**Written task**. Each line that contains the string "styles" counts once; report how many such lines appear in the data, as a number only.

· · ·

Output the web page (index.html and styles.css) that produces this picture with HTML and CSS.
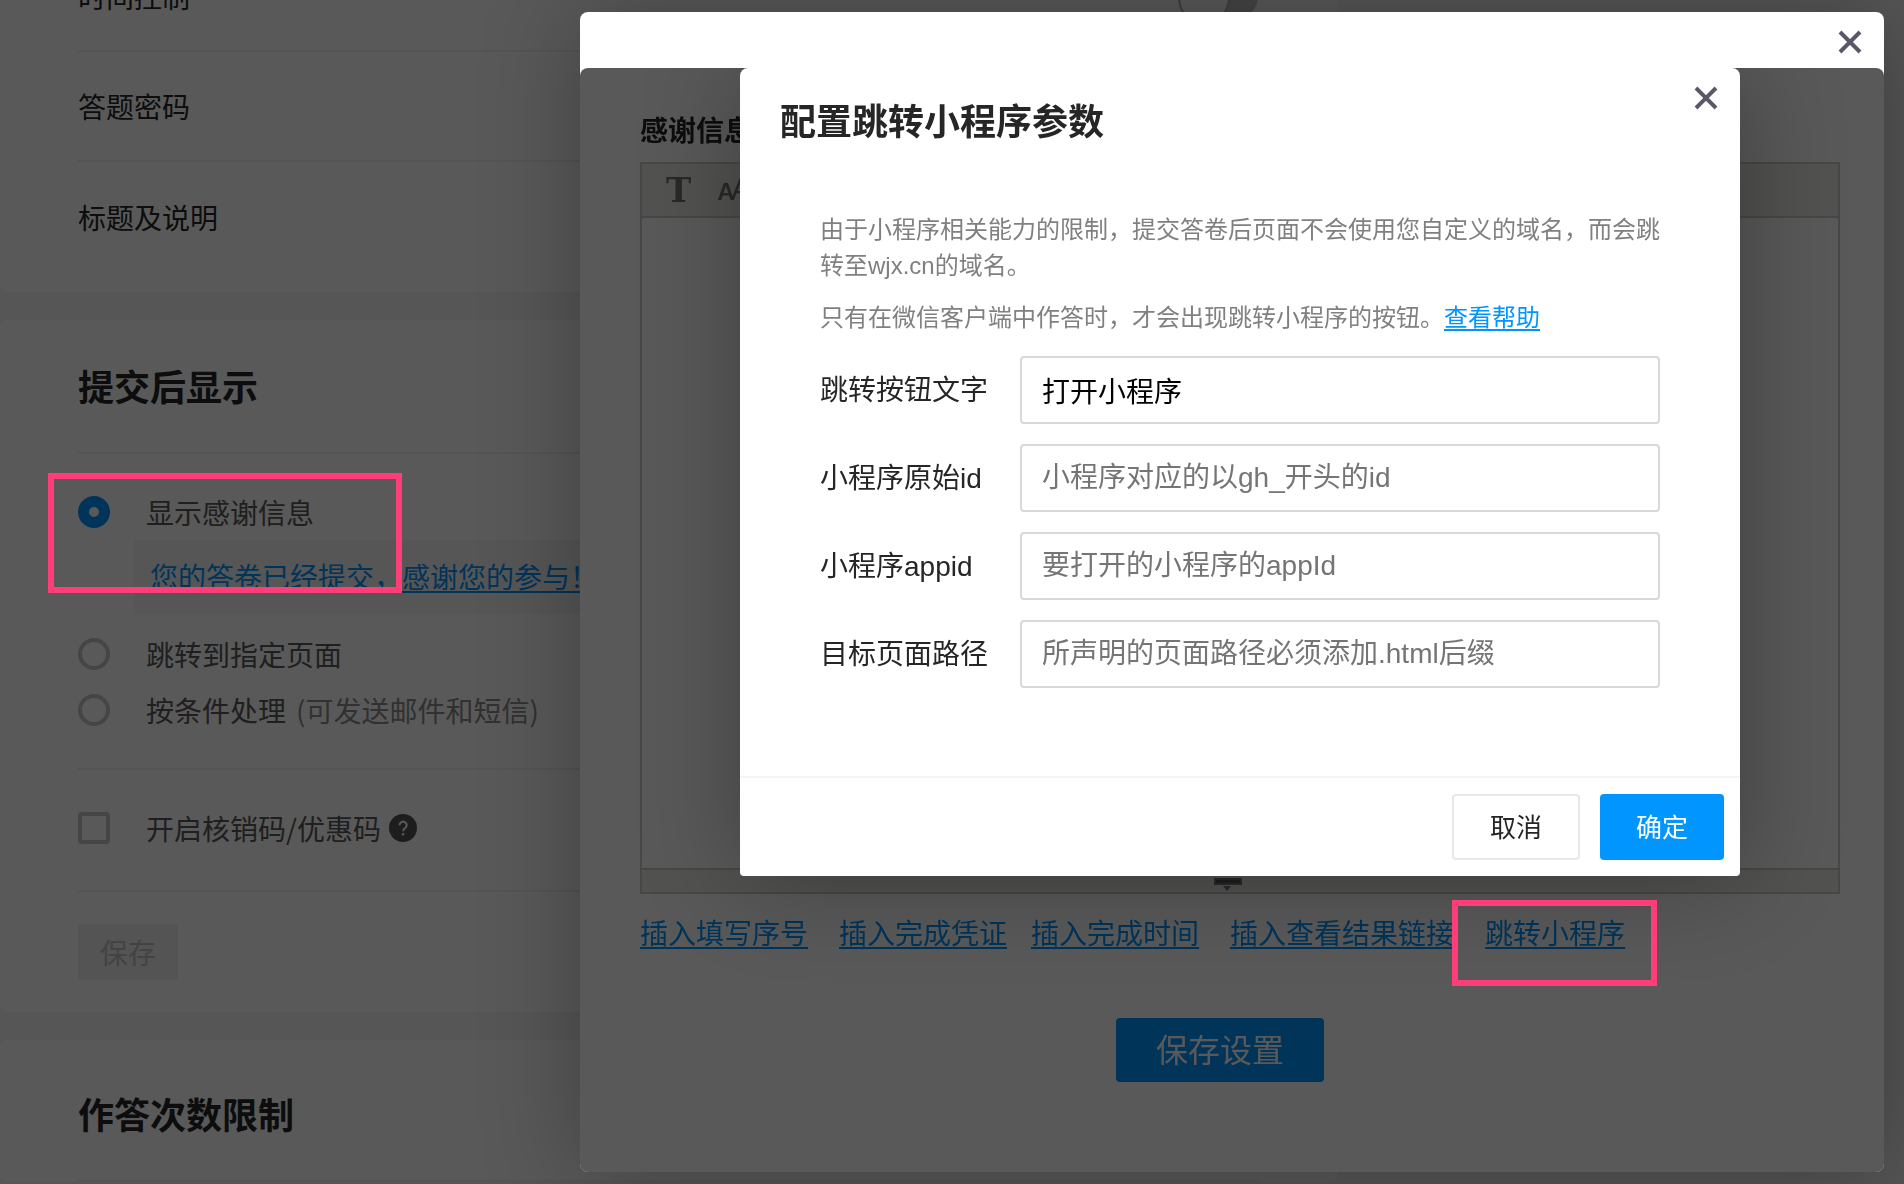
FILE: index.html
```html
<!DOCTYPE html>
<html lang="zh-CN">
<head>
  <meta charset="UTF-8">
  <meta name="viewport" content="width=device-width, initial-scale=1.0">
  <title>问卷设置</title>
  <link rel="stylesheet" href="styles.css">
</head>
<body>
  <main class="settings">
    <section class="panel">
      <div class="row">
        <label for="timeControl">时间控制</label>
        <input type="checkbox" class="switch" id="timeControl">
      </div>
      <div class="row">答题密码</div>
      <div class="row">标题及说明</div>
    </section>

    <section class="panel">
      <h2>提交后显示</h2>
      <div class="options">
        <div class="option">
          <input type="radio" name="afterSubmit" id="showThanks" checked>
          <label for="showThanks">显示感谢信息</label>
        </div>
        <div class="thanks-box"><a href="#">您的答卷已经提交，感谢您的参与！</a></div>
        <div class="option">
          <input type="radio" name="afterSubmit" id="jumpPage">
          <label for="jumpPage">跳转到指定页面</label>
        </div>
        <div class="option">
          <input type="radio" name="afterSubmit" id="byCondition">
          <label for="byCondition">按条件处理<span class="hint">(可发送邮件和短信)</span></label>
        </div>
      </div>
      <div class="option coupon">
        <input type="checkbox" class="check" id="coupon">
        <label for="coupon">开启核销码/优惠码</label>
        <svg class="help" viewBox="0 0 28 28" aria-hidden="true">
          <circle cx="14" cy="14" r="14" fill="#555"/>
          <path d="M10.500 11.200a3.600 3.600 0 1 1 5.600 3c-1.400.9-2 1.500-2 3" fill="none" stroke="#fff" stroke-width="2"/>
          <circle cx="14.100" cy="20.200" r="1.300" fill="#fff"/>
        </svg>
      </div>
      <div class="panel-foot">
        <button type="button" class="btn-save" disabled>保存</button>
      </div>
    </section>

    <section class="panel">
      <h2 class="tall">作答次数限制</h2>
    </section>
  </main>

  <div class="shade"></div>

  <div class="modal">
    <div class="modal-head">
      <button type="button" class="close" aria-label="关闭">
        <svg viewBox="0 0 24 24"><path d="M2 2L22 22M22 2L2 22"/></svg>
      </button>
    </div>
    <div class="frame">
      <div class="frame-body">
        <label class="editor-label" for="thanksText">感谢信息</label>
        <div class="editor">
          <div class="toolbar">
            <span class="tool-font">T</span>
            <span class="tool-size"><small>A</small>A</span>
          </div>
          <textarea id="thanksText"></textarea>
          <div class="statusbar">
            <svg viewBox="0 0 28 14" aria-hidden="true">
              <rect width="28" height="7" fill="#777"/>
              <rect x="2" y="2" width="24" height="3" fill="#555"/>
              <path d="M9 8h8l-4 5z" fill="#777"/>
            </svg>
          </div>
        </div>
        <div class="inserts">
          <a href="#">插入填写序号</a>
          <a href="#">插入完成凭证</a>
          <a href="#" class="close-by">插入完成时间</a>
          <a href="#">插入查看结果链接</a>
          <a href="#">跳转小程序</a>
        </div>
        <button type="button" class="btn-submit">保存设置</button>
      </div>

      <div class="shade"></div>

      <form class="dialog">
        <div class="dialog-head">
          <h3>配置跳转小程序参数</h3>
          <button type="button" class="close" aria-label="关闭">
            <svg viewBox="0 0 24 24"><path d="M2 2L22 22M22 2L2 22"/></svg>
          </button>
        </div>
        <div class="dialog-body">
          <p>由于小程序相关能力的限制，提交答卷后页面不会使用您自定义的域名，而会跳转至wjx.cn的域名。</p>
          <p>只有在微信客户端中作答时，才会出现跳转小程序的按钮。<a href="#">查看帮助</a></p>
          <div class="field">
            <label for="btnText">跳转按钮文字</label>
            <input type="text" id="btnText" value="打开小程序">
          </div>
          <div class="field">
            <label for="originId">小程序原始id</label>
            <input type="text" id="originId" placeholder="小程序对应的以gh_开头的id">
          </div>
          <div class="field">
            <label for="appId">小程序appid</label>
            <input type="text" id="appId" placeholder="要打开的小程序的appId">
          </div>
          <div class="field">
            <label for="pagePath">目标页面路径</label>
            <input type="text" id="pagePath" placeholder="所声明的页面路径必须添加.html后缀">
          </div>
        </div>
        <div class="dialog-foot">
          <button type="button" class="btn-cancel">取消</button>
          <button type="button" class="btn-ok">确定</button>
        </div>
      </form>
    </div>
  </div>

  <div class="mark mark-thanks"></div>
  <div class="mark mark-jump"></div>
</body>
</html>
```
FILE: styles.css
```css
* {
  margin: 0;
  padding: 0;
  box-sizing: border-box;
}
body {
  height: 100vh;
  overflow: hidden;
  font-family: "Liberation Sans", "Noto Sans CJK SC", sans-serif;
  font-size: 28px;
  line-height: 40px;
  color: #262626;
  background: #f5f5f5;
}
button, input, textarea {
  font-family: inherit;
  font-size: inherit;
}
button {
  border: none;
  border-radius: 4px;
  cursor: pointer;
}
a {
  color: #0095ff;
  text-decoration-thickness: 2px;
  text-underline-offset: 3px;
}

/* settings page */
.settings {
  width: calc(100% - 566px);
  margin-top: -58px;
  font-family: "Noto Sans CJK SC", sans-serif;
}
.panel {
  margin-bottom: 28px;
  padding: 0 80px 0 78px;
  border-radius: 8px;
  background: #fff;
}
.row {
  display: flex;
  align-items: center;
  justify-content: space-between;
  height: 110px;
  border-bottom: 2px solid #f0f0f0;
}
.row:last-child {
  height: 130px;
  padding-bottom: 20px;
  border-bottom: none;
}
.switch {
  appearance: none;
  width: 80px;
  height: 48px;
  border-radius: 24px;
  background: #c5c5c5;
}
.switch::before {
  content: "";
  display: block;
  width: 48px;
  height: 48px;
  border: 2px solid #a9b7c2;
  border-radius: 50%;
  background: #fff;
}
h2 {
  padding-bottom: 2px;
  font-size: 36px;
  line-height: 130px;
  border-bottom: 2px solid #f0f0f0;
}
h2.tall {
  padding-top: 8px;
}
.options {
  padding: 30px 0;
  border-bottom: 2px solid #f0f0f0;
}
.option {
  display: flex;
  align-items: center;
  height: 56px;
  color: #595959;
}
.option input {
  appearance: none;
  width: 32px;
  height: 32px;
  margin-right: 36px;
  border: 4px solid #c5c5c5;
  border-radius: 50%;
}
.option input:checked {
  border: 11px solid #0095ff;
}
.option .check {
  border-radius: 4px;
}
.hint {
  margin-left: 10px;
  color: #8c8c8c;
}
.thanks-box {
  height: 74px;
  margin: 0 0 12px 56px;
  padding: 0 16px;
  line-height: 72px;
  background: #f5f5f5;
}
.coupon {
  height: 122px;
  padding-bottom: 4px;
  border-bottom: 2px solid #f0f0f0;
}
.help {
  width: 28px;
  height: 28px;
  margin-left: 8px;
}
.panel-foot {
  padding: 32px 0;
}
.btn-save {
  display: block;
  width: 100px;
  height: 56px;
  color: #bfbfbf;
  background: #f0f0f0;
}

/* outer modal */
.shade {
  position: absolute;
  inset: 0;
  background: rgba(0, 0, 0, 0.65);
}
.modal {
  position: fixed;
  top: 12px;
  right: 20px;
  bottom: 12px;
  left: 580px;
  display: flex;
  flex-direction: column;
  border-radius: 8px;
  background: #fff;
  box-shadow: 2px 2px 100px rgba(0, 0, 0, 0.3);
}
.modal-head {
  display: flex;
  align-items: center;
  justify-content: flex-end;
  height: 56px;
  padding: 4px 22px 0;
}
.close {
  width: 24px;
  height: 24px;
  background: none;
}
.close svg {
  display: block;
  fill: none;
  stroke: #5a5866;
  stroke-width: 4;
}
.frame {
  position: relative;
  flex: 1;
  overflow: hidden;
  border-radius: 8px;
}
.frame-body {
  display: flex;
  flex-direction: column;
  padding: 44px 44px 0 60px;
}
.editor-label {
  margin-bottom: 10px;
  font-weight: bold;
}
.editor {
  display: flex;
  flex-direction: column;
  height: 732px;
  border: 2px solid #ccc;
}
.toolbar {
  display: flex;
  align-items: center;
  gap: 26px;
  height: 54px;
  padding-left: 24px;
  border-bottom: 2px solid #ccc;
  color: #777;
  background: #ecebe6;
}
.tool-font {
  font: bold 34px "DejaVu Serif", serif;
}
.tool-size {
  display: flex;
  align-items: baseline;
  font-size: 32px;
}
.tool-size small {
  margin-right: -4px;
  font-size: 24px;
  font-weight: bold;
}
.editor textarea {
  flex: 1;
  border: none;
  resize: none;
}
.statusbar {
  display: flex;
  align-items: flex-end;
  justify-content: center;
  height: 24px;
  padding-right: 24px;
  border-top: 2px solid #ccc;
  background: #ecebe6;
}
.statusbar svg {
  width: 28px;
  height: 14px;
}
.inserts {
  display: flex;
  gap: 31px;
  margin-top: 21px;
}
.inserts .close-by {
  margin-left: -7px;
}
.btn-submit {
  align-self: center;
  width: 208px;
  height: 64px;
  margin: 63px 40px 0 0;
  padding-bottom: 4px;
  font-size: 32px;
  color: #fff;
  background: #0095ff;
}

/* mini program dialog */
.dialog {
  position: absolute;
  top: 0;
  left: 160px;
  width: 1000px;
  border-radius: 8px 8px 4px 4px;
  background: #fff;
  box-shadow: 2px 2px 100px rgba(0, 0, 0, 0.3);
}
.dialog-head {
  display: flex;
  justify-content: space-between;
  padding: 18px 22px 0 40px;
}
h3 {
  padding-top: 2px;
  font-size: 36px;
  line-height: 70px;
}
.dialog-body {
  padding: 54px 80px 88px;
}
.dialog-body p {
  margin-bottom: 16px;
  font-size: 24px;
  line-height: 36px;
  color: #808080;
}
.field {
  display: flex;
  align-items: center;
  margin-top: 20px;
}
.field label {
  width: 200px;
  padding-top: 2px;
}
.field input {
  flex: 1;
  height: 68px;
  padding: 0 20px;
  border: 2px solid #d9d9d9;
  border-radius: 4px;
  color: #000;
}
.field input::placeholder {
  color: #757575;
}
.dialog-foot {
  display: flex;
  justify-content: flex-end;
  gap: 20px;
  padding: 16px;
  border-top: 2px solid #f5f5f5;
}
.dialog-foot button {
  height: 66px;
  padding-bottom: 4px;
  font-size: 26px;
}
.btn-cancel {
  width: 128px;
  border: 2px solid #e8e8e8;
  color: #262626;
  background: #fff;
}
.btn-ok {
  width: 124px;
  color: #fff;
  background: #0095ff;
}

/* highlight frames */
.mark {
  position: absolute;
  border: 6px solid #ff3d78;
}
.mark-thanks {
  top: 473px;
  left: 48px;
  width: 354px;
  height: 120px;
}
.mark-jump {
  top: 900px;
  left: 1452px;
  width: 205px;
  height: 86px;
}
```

· · ·

**Expected answer**. 3